The answer was both simple and very difficult.  It was simple in that there are a huge range of charity organisations and funders providing support.  The difficult bit was that there were often too many to easily find the right one and some can be really quite niche and are little known about. There were potentially 14 million people who might want support and the range of support offered is really big and often overlapping. 

Finding what you need

For example, take harassment.  How you might phrase that and what a helpful response might be depends not only on the type of harassment, but may also depend on who is harassing you, how you’re being harassed and also issues such as your gender, age or ethnicity.  The number of permutations can be huge and, consequently, a computer programme can’t give you the right answer.  The power in AI is that it can learn to do that.  

11 knowledge banks

Two AI bunnies - robot-like rabbits, created by Howard Lake using Midjourney.
Tech bunnies. Image: created by Howard Lake using Midjourney


The tech bunnies have been given 11 knowledge banks of questions and answers, and they use these to connect people to the support they need.  Every time you ask a tech bunny a question, it’s learning from that interaction and will be just that little bit better when it chats to the next person. If they can’t answer a question, they tell us and we then add to the relevant knowledge base. 

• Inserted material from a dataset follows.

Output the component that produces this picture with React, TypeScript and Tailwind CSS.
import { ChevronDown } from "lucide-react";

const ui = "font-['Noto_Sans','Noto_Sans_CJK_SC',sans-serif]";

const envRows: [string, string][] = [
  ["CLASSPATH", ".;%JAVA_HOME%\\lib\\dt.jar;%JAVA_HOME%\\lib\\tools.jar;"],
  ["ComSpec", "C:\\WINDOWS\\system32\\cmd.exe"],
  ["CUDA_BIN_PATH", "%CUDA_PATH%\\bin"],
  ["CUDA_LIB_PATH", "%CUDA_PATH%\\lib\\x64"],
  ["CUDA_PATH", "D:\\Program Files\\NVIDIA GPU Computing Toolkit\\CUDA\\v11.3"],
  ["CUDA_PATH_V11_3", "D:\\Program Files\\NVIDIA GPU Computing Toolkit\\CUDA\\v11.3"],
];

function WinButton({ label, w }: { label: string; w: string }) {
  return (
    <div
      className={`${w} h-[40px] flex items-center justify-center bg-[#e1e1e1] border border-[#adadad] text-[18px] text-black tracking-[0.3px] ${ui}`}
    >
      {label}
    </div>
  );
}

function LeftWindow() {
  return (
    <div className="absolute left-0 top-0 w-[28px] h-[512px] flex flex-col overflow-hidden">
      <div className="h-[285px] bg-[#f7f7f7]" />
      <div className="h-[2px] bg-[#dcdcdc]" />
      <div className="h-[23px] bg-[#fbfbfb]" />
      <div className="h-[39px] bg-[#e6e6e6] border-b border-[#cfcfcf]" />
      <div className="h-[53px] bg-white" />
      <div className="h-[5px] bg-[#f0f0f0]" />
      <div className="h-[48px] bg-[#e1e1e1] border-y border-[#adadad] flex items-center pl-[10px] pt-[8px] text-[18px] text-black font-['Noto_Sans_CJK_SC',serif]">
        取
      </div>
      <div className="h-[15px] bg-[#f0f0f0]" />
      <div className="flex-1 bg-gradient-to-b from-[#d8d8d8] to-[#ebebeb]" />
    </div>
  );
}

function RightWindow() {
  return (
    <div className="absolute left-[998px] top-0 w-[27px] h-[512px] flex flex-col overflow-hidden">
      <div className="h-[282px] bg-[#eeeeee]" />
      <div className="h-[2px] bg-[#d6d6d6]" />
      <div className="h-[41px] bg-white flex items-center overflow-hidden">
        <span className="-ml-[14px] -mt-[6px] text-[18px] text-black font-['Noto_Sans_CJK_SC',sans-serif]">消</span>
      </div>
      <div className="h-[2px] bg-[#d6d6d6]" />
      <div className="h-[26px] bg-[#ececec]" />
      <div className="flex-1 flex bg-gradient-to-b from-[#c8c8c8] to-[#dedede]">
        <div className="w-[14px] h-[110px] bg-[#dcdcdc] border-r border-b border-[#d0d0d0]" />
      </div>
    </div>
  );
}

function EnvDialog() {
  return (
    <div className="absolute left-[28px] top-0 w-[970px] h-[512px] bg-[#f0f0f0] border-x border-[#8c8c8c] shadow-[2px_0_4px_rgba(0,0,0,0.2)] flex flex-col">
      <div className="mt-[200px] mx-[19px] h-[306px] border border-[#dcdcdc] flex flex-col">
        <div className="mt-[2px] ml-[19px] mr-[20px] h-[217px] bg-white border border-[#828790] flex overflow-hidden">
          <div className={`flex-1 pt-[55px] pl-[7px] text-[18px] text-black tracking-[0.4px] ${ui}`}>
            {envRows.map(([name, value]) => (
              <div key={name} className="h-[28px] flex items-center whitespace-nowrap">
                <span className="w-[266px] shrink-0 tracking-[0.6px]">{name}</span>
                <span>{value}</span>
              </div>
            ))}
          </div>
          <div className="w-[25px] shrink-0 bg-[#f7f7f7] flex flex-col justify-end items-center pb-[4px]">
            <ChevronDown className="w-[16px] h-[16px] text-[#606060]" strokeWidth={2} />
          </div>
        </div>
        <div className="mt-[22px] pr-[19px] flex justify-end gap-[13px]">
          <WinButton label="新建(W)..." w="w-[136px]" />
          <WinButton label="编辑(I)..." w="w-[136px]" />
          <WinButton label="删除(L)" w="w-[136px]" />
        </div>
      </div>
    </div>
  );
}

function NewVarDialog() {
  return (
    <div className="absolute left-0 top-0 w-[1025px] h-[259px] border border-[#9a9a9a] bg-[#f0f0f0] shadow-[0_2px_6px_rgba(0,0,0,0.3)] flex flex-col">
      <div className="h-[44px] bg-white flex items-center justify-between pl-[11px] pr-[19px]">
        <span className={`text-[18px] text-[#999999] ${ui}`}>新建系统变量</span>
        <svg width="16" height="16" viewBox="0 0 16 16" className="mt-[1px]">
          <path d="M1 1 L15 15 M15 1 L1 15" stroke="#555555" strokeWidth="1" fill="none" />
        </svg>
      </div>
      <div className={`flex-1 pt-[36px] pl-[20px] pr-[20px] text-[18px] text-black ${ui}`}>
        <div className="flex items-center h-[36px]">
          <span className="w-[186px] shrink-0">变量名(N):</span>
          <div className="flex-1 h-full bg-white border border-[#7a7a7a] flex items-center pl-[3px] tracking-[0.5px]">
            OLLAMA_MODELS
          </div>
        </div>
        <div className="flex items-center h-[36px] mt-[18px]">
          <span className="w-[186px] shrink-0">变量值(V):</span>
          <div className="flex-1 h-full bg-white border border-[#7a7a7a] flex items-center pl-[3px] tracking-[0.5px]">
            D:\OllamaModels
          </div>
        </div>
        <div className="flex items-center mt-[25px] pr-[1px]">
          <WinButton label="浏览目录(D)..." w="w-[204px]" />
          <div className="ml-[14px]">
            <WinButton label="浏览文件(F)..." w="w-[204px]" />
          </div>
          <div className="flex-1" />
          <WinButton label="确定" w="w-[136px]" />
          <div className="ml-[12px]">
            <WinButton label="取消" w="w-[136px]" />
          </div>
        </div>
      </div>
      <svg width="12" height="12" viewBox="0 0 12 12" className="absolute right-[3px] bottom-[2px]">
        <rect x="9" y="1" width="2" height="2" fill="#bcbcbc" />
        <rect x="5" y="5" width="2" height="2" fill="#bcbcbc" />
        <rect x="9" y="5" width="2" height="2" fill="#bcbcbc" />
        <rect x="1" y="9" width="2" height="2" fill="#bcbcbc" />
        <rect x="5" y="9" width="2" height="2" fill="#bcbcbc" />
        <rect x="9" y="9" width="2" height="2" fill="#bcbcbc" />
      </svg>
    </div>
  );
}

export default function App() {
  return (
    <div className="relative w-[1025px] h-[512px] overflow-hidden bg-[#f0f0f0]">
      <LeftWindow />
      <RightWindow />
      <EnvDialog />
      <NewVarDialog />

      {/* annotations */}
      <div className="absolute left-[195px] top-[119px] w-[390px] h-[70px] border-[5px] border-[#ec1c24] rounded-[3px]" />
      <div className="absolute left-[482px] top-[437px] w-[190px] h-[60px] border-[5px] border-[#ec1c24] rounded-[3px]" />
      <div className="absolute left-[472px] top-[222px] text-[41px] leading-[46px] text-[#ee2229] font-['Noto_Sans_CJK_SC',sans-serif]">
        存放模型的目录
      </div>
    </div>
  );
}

In time, they’ll be able to help anyone and their interactions will be close to being human.  Completely free, they can provide help on just about anything, support any number of requests, work 24/7 and record no personal data, so using them is completely anonymous. 

Taking the pressure off charities

We hope that’ll help those being abused to use them and, by connecting them to free professional help, push back against abuse in the sector and more widely. 

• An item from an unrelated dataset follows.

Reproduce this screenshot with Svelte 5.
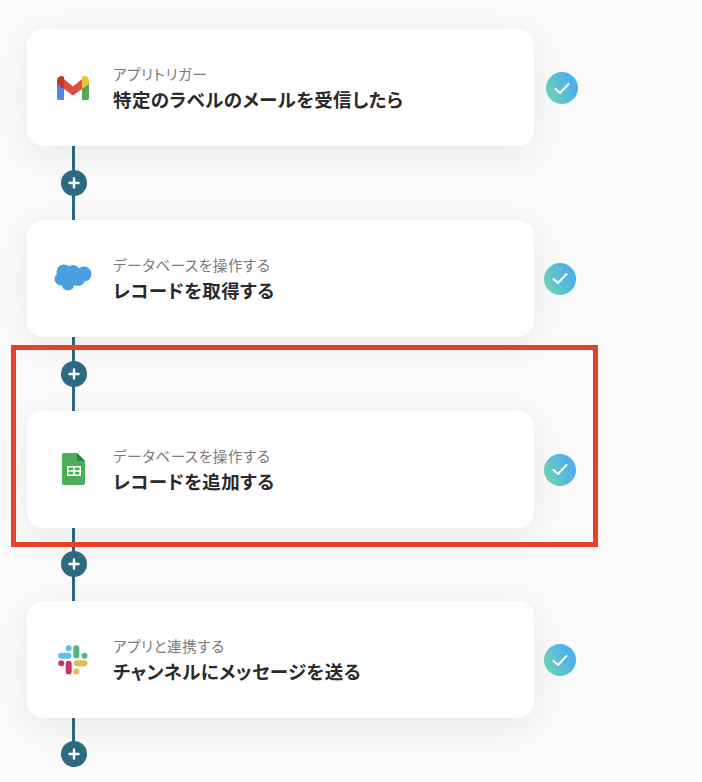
<script>
	const steps = [
		{ icon: 'gmail', label: 'アプリトリガー', title: '特定のラベルのメールを受信したら' },
		{ icon: 'salesforce', label: 'データベースを操作する', title: 'レコードを取得する' },
		{ icon: 'sheets', label: 'データベースを操作する', title: 'レコードを追加する' },
		{ icon: 'slack', label: 'アプリと連携する', title: 'チャンネルにメッセージを送る' }
	];
</script>

<main class="flow">
	{#each steps as step, i}
		<section class="step">
			<div class="card">
				<div class="logo">
					{#if step.icon === 'gmail'}
						<svg width="32" height="24" viewBox="0 0 32 24">
							<path d="M0 6v16a2 2 0 0 0 2 2h5V11z" fill="#4f86ec" />
							<path d="M32 6v16a2 2 0 0 1-2 2h-5V11z" fill="#57a55b" />
							<path d="M7 3 16 10.500 25 3v10l-9 6.500L7 13z" fill="#df4e3f" />
							<path d="M0 4.500C0 .5 4.500-1 7 1v12L0 8z" fill="#c0392b" />
							<path d="M32 4.500C32 .5 27.500-1 25 1v12l7-5z" fill="#f4bd3c" />
						</svg>
					{:else if step.icon === 'salesforce'}
						<svg width="38" height="30" viewBox="0 0 38 30">
							<g fill="#4a9fe0">
								<circle cx="10" cy="9" r="7.500" />
								<circle cx="19" cy="9" r="7" />
								<circle cx="30" cy="11" r="7.500" />
								<circle cx="7" cy="16" r="6.500" />
								<circle cx="14" cy="21" r="6.500" />
								<circle cx="24" cy="16" r="7" />
							</g>
						</svg>
					{:else if step.icon === 'sheets'}
						<svg width="23" height="32" viewBox="0 0 23 32">
							<path d="M2 0h13l8 8v22a2 2 0 0 1-2 2H2a2 2 0 0 1-2-2V2a2 2 0 0 1 2-2z" fill="#4caf57" />
							<path d="M15 0l8 8h-8z" fill="#2f7d3c" />
							<path d="M5 13h14v10H5zM6.500 14.500v2.800h4.700v-2.800zm6.300 0v2.800h4.700v-2.800zm-6.300 4.300v2.800h4.700v-2.800zm6.300 0v2.800h4.700v-2.800z" fill="#fff" fill-rule="evenodd" />
						</svg>
					{:else}
						<svg width="30" height="30" viewBox="0 0 30 30">
							<g fill="none" stroke-linecap="round" stroke-width="6">
								<path d="M3.200 10.700h7.200" stroke="#5fc0ec" />
								<path d="M18.300 3.200v7.200" stroke="#54b48a" />
								<path d="M10.700 18.800v7.600" stroke="#d0315f" />
								<path d="M18.800 18.300h7.600" stroke="#e9b84a" />
							</g>
							<circle cx="10.700" cy="3.300" r="3" fill="#5fc0ec" />
							<circle cx="26.500" cy="10.700" r="3" fill="#54b48a" />
							<circle cx="3.300" cy="18.300" r="3" fill="#d0315f" />
							<circle cx="18.300" cy="26.500" r="3" fill="#e9b84a" />
						</svg>
					{/if}
				</div>
				<div class="text">
					<p class="label">{step.label}</p>
					<p class="title">{step.title}</p>
				</div>
			</div>
			<div class="done" class:first={i === 0}>
				<svg width="16" height="13" viewBox="0 0 16 13">
					<path d="M1.500 7 6 11 14.500 2" fill="none" stroke="#fff" stroke-width="2" stroke-linecap="round" stroke-linejoin="round" />
				</svg>
			</div>
		</section>
		<div class="connector" class:last={i === steps.length - 1}>
			<button class="add" aria-label="追加">
				<svg width="12" height="12" viewBox="0 0 12 12">
					<path d="M6 1.500v9M1.500 6h9" stroke="#fff" stroke-width="2.400" stroke-linecap="round" />
				</svg>
			</button>
		</div>
	{/each}
	<div class="highlight"></div>
</main>

<style>
	:global(body) {
		background: #fafafa;
		font-family: 'Noto Sans CJK JP', 'Noto Sans', sans-serif;
	}
	.flow {
		position: relative;
		height: 782px;
		overflow: hidden;
		padding-top: 29px;
		box-sizing: border-box;
	}
	.step {
		display: flex;
		align-items: center;
		margin-left: 27px;
	}
	.card {
		display: flex;
		align-items: center;
		width: 507px;
		height: 117px;
		box-sizing: border-box;
		background: #fff;
		border-radius: 16px;
		box-shadow: 0 8px 36px rgba(0, 0, 0, 0.07);
	}
	.logo {
		display: flex;
		align-items: center;
		justify-content: center;
		width: 54px;
		margin: 0 13px 0 19px;
		flex: none;
	}
	.text {
		font-feature-settings: 'palt';
	}
	.label {
		margin: 0;
		padding-top: 1px;
		font-size: 14.5px;
		line-height: 20px;
		letter-spacing: 0.65px;
		color: #7a7a7a;
	}
	.title {
		margin: 2px 0 0;
		font-size: 18.5px;
		line-height: 26px;
		letter-spacing: 0.4px;
		font-weight: 700;
		color: #2a2a2a;
	}
	.done {
		display: flex;
		align-items: center;
		justify-content: center;
		width: 32px;
		height: 32px;
		margin: 1px 0 0 10px;
		border-radius: 50%;
		background: linear-gradient(65deg, #6dd3b5 10%, #4fb0ea 75%);
	}
	.done.first {
		margin-left: 12px;
	}
	.connector {
		display: flex;
		align-items: center;
		justify-content: center;
		width: 3px;
		height: 73.8px;
		margin-left: 72px;
		background: #2c6a82;
	}
	.connector.last {
		height: 49px;
		align-items: flex-end;
	}
	.add {
		display: flex;
		align-items: center;
		justify-content: center;
		flex: none;
		width: 26px;
		height: 26px;
		padding: 0;
		border: 0;
		border-radius: 50%;
		background: #2c6a82;
	}
	.highlight {
		position: absolute;
		left: 11px;
		top: 345px;
		width: 587px;
		height: 202px;
		box-sizing: border-box;
		border: 5px solid #e8412a;
	}
</style>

And, if they were widely publicised and that resulted in very large numbers of queries, that’d help to take a bit of pressure of our charities.  For those worried about potential AI bias, as with all Charity Excellence systems, they are optimised to support the most vulnerable and marginalised, such as the disability, BAME and LGBTQI+ and trans communities, and women and children.     

Charity eco-system

And they can do a lot more than that.  We very significantly enhanced Charity Excellence capabilities in late 2022, as part of our response to the growing crisis.  Basically, we turned it into a charity eco-system that enables any charity to find the funding, resources and free help it needs.  But the main information hub and 3 directories now enable users to access such a vast range of funding, help and data that increasing numbers were under exploiting it. We used the AI in the same way as we did for individuals and now, all you have to do to find something is tell the tech bunny what you want.  They can even connect you to regulator advice lines and answer questions about the charity sector for the public.

Many of us see AI as an expensive, super-clever computer doing really complex stuff, but the tech bunnies are headed in the opposite direction by making life simpler, because that’s what people actually want.  They can find support for anyone who needs it and everyone who asks for it. 

The software to create the tech Bunnies was provided pro bono by Biomni, who are working with us to create a Charity Bot. It will have a small cost, but will make AI available to any charity, not just the largest. 

There isn’t enough funding and probably never will be and exploitation of AI by the large charities is a real threat to smaller ones. 

However, it also offers an opportunity for all charities to achieve more, but that’ll only happen if grant makers are prepared to invest in creating it for them.  We’re the only charity mounting a comprehensive crisis support programme for our charities, but not a single grant-maker will support any of our work and that has hugely held us back.  We’ve given up and are now moving to entirely commercial revenue streams to address that.  However, unless grant-makers invest in others, AI will be a wasted opportunity for small charities and the large charities will use it to become even more dominant.     

Ian McLintock is the founder of Charity Excellence.